Now, in a bid to strengthen the capacity of social workers in Uganda, the Coordinating Comprehensive Care for Children—or 4Children—Systems Strengthening Project has a solution. 4Children distributed Android tablets equipped with legal policies and frameworks, learning resources, reporting tools, and contacts of officials. The initiative is funded by the U.S. Agency for International Development through The Presidents’ Emergency Plan for AIDS Relief. 

More than 350 government officials at the national and district levels received the tablets—including the Ministry of Gender Labor and Social Development’s national staff, District Community Development officers, and Probation and Social Welfare officers.

James Ebitu, the director for Social Protection at the Ministry of Gender Labor and Social Development says this is a landmark event in the history of Uganda’s social service workforce.

Social workers use newly distributed Android tablets distributed by the USAID/PEPFAR funded 4Children Uganda Systems Strengthening Project to speed access to laws, policies and other information. Photo by Flavia Lanyero/CRS

“We have had challenges with capacity gaps in skills and equipment, but this is a move in the right direction,” Ebitu says. “The distribution of the android tablet is in line with the e-government regulation to provide services in an efficient and cost-effective manner,” he adds.

Users are pleased the tablets offer wide access to vital information.

“This tablet is very beneficial.

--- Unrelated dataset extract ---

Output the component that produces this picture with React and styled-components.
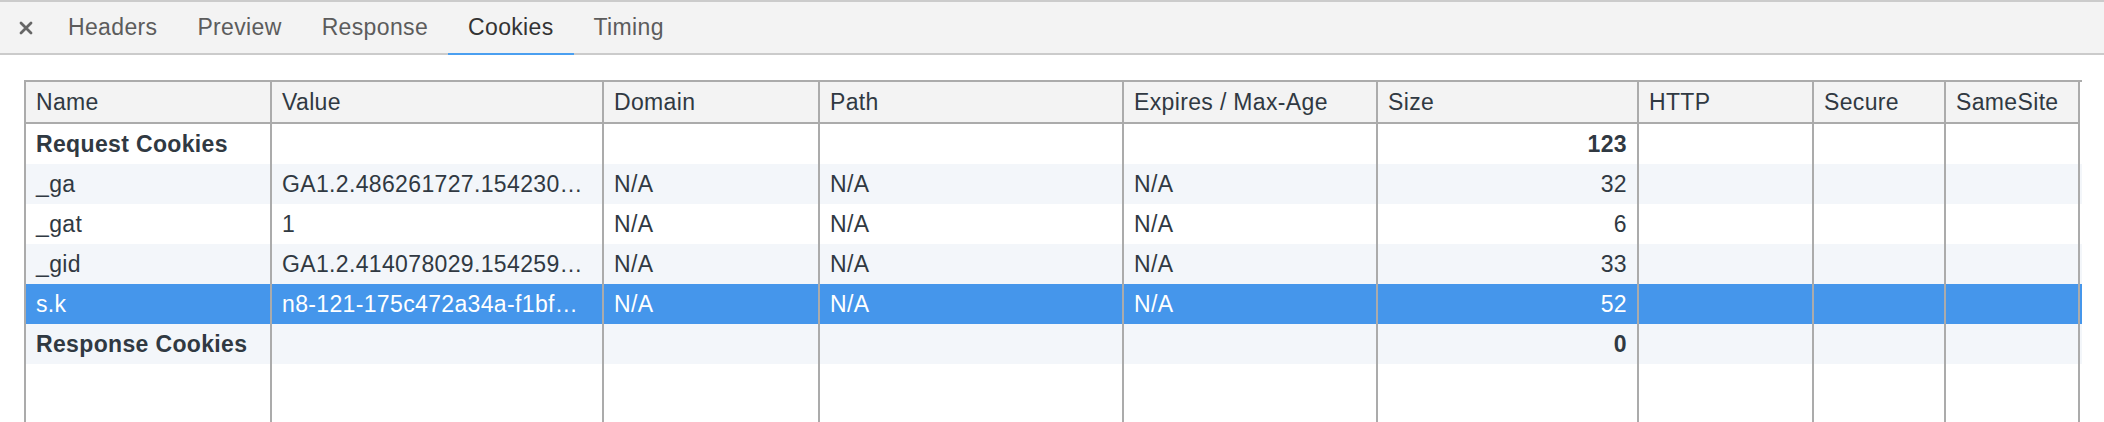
import React from 'react'
import styled, { createGlobalStyle } from 'styled-components'

const GlobalStyle = createGlobalStyle`
  html, body {
    margin: 0;
    padding: 0;
    background: #fff;
    overflow: hidden;
  }
  body {
    font-family: "Liberation Sans", Arial, sans-serif;
  }
`

const COLUMNS = '246px 332px 216px 304px 254px 261px 175px 132px 134px'

const Page = styled.div`
  width: 2104px;
  height: 422px;
  overflow: hidden;
`

const Toolbar = styled.div`
  display: flex;
  align-items: stretch;
  height: 51px;
  background: #f3f3f3;
  border-top: 2px solid #cbcbcb;
  border-bottom: 2px solid #cbcbcb;
`

const CloseButton = styled.div`
  display: flex;
  align-items: center;
  justify-content: center;
  width: 48px;
  padding-left: 4px;
  box-sizing: border-box;
`

const Tab = styled.div`
  position: relative;
  display: flex;
  align-items: center;
  padding: 0 20px;
  font-size: 23px;
  letter-spacing: 0.35px;
  color: ${p => (p.$active ? '#333333' : '#5c5c5c')};
  &::after {
    content: '';
    display: ${p => (p.$active ? 'block' : 'none')};
    position: absolute;
    left: 0;
    right: 0;
    bottom: -2px;
    height: 2px;
    background: #4a9ff0;
  }
`

const Content = styled.div`
  padding: 25px 24px 0;
`

const Table = styled.div`
  width: 2056px;
  border-top: 2px solid #ababab;
  border-left: 2px solid #ababab;
  color: #303942;
  font-size: 23px;
  letter-spacing: 0.35px;
`

const Row = styled.div`
  display: grid;
  grid-template-columns: ${COLUMNS};
  height: ${p => p.$height || 40}px;
  background: ${p => p.$bg || '#fff'};
  color: ${p => (p.$selected ? '#fff' : 'inherit')};
  font-weight: ${p => (p.$bold ? 700 : 400)};
`

const Cell = styled.div`
  border-right: 2px solid #ababab;
  padding: 0 10px;
  line-height: 40px;
  white-space: nowrap;
  overflow: hidden;
  text-overflow: ellipsis;
  text-align: ${p => (p.$right ? 'right' : 'left')};
`

const HeadCell = styled(Cell)`
  background: #f3f3f3;
  border-bottom: 2px solid #ababab;
`

const CloseIcon = () => (
  <svg width="14" height="14" viewBox="0 0 14 14">
    <path d="M2 2 L12 12 M12 2 L2 12" stroke="#666" strokeWidth="2.8" strokeLinecap="round" />
  </svg>
)

const tabs = ['Headers', 'Preview', 'Response', 'Cookies', 'Timing']
const heads = ['Name', 'Value', 'Domain', 'Path', 'Expires / Max-Age', 'Size', 'HTTP', 'Secure', 'SameSite']

// values as the grid shows them, already cut to the column
const rows = [
  { name: 'Request Cookies', size: '123', bold: true },
  { name: '_ga', value: 'GA1.2.486261727.154230…', na: true, size: '32' },
  { name: '_gat', value: '1', na: true, size: '6' },
  { name: '_gid', value: 'GA1.2.414078029.154259…', na: true, size: '33' },
  { name: 's.k', value: 'n8-121-175c472a34a-f1bf…', na: true, size: '52', selected: true },
  { name: 'Response Cookies', size: '0', bold: true },
]

const STRIPE = '#f3f6fa'
const SELECTED = '#4596eb'

export default function App() {
  return (
    <Page>
      <GlobalStyle />
      <Toolbar>
        <CloseButton><CloseIcon /></CloseButton>
        {tabs.map(t => (
          <Tab key={t} $active={t === 'Cookies'}>{t}</Tab>
        ))}
      </Toolbar>
      <Content>
        <Table>
          <Row $height={42}>
            {heads.map(h => <HeadCell key={h}>{h}</HeadCell>)}
          </Row>
          {rows.map((r, i) => (
            <Row
              key={r.name}
              $bold={r.bold}
              $selected={r.selected}
              $bg={r.selected ? SELECTED : i % 2 === 1 ? STRIPE : '#fff'}
            >
              <Cell>{r.name}</Cell>
              <Cell>{r.value || ''}</Cell>
              <Cell>{r.na ? 'N/A' : ''}</Cell>
              <Cell>{r.na ? 'N/A' : ''}</Cell>
              <Cell>{r.na ? 'N/A' : ''}</Cell>
              <Cell $right>{r.size}</Cell>
              <Cell />
              <Cell />
              <Cell />
            </Row>
          ))}
          <Row $height={120}>
            {heads.map(h => <Cell key={h} />)}
          </Row>
        </Table>
      </Content>
    </Page>
  )
}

When you want to refer to a law or policy, it is just a click away,” says Zaina Nakubulwa, a supervisor in the office of Orphans and Vulnerable Children at Kampala Capital City Authority.

“We have previously worked with children without knowing some laws, but now we have them all in one place, which will make our work easier,” says Joan Luswata, a probation and social welfare officer.

The 4Children System Strengthening Project is addressing a critical need, helping orphans and children across Uganda access their legal rights. The project goal is to strengthen the social service workforce, improve monitoring and evaluation for data-driven decision-making—and, most importantly, to give social workers the resources they need to protect vulnerable children.